Опущенный зеками и снова вознесенный к благополучию в течение одного дня герой “Хрусталева” генерал Глинский сбрасывает прежнюю свою сущность-оболочку, уходит из околокремлевского мира в зону серости, став полублатным проводником поезда, в котором едут освободившиеся уголовники. Жизнь Глинского обретает даже не драматический, а эпический размах: одним-единственным поступком бывший номенклатурщик возвышается над страной, над временем и судьбой. Антон-Румата, в отличие от прототипа в финале книги Стругацких, с маленьким отрядом друзей уходит от богов-землян, чтобы продолжить кровавую рубку и хоть что-то изменить в этом мире. Он тоже выбирает для себя серые будни в сером окружении — но парадоксальным образом оказывается свободным. Борьба с Черным придает его существованию смысл, а Белое (богов, к которым он еще вчера принадлежал) он посылает туда, где им место, — на небеса, в область фантазии и абстрактной надежды.

“Хороший сценарий должен быть хорошей литературой, — утверждает Герман. — Если это плохая литература, то и фильм получится плохим. Не спасут ни артисты, ни оператор, ни художник. Спасти может только режиссер, если он этот плохой сценарий выбросит в корзину и напишет другой. <…> Музыку — а кино это музыка — можно описать только хорошей литературой. А дальше попытаться эту хорошую литературу перекинуть на пленку…” Предложенный Германом и Кармалитой способ записи выламывается из традиционных жанровых рамок. Для критики это — лишний повод поразмышлять, каким образом классифицировать сценарий в системе литературы, оценить первичность или вторичность сценарных текстов относительно классической художественной прозы.

Пожалуй, наиболее радикальный взгляд на проблему предлагает Юлия Идлис в рецензии на сборник Германа и Кармалиты, опубликованной в “Новом литературном обозрении”, № 85 (2007). “Сценарная запись — пусть и в форме └киноповести” — гораздо более детальна и пространственна, чем обычное прозаическое повествование.
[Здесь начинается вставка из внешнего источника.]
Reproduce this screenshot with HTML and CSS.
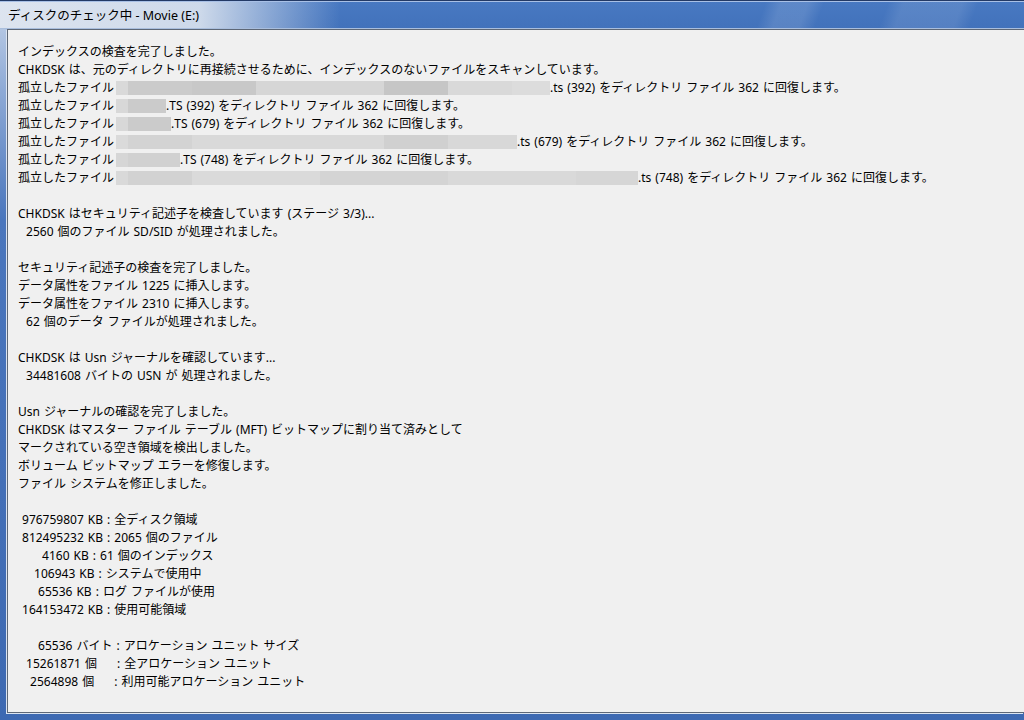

Сценарная проза — текст второго порядка, требующий от читателя специальных навыков и привычек, почти как стихи”. Отмечая “некинематографические способы изображения”, свойственные сценариям Германа и Кармалиты, автор, однако, так и не объясняет, где же проходит “водораздел между литературой и сценарными текстами, отчетливо заметный на материале германовских экранизаций”.

Если же руководствоваться обычными читательскими критериями, тогда “Гибель Отрара” можно назвать одним из самых значительных произведений отечественной исторической прозы, сопоставимым с романами Тынянова, а “Хрусталев, машину!” — едва ли не лучшим литературным свидетельством о сталинском времени.

Но есть еще один способ, как принято сейчас говорить, позиционирования. Приготовьтесь — шаг в сторону.

Подобно тому, как существует “фестивальное кино” (по большей части выморочно-эстетские, безжизненные картины, рассчитанные на узкий показ для избранной публики), так возникла и “премиальная литература”. Не будем называть имен и перечислять конкурсы — даже те, кто следит за литературным процессом по публикациям в прессе, а не изнутри, легко вспомнят, сколько романов, повестей и поэтических сборников появилось на свет исключительно для того, чтобы быть прочитанными узким кругом, обсуждаемыми узким кругом и премированными все тем же узким кругом ценителей и судей. Написать, презентовать, попасть в шорт-лист и отфуршетиться — вот и весь цикл, который суждено пройти создателям подобных произведений. Не беремся утверждать, что в нем нет никакого содержательного момента, но все же единственно возможный приговор лучше, чем пишут в “Живом журнале”, не сформулируешь: “Аффтар, выпей йаду!”

А между тем не “премиальная”, а реальная словесность вновь возвращается к состоянию тождества с записанным текстом, все остальные определения волнуют по преимуществу небольшую прослойку критиков. Близится торжество синкретизма: уже сегодня за пределами узкоцеховых гетто, на мультикультурных площадках (таких, к примеру, как “новая драма”) одни и те же тексты свободно существуют в виде прозы, пьес и киносценариев — просто как литература.

Недаром у сборников сценариев Юрия Арабова, Александра Миндадзе, Рустама Ибрагимбекова, Алексея Германа и Светланы Кармалиты, выходящих в серии с не самым коммерчески манким названием “Библиотека драматурга”, хоть они и не разлетаются с прилавков, подобно детективам и очеркам из жизни обитателей Рублевки, есть своя аудитория — искушенная, стабильная, благодарная.

Есть предчувствие, что эти книги и десятилетия спустя останутся живым фактом культуры, в то время как большинство “правильных” литературных текстов, какими бы тиражами их ни издавали и какие бы премии ни присуждали, сконфуженно и безмолвно отойдут в область академических научных интересов.

Владимир Забалуев, Алексей Зензинов.